My parents leased Farceur Morgan (Kings River Morgan x Royce’s Falcon) & a band of mares from Mr. Carter he had so many beautiful Morgans.

Mr Carter was a purest when it came to breeding he did his research keeping the lines as close to Justin Morgan as possible. My mom & he talked & wrote about the bloodlines to keep the Traditional Family Morgans going that was the goal. I have Mr. Carter volume 5 of the breeders book with all of his notes. I would love to think he would be proud of what my mom & I accomplished; A Midnight Special & Farceurs Falcon Morgan is the combination of his breeding with Ramona Brave ( Otto McClure x Jean Mary) bred by E.W Roberts. My mom had told me that Mr. Carter didn’t like something in Brave’s Pedigree she just wasn’t sure what it was. All I know is that the cross of Farceur Morgan & Ramona Brave produced the Morgans I have today & love very much!
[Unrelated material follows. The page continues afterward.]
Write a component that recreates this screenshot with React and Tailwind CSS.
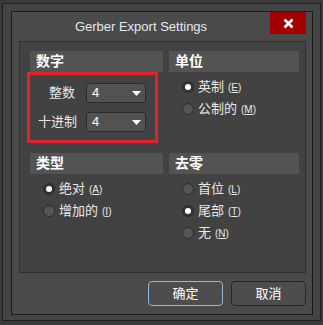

He also raised Shetland ponies we had two, Linda May my brother Tom’s pony & Tina May my pony. Tina was 32 inches tall I would sneak her into my room when it was storming my brother & I rode them all over Ramona it was all fun that two kids could possible have.

I am very grateful for the partnership he had with my parents they are the Morgans I have today, the decades of fun & the people I have met over the years. W. T Carter was an extraordinary man.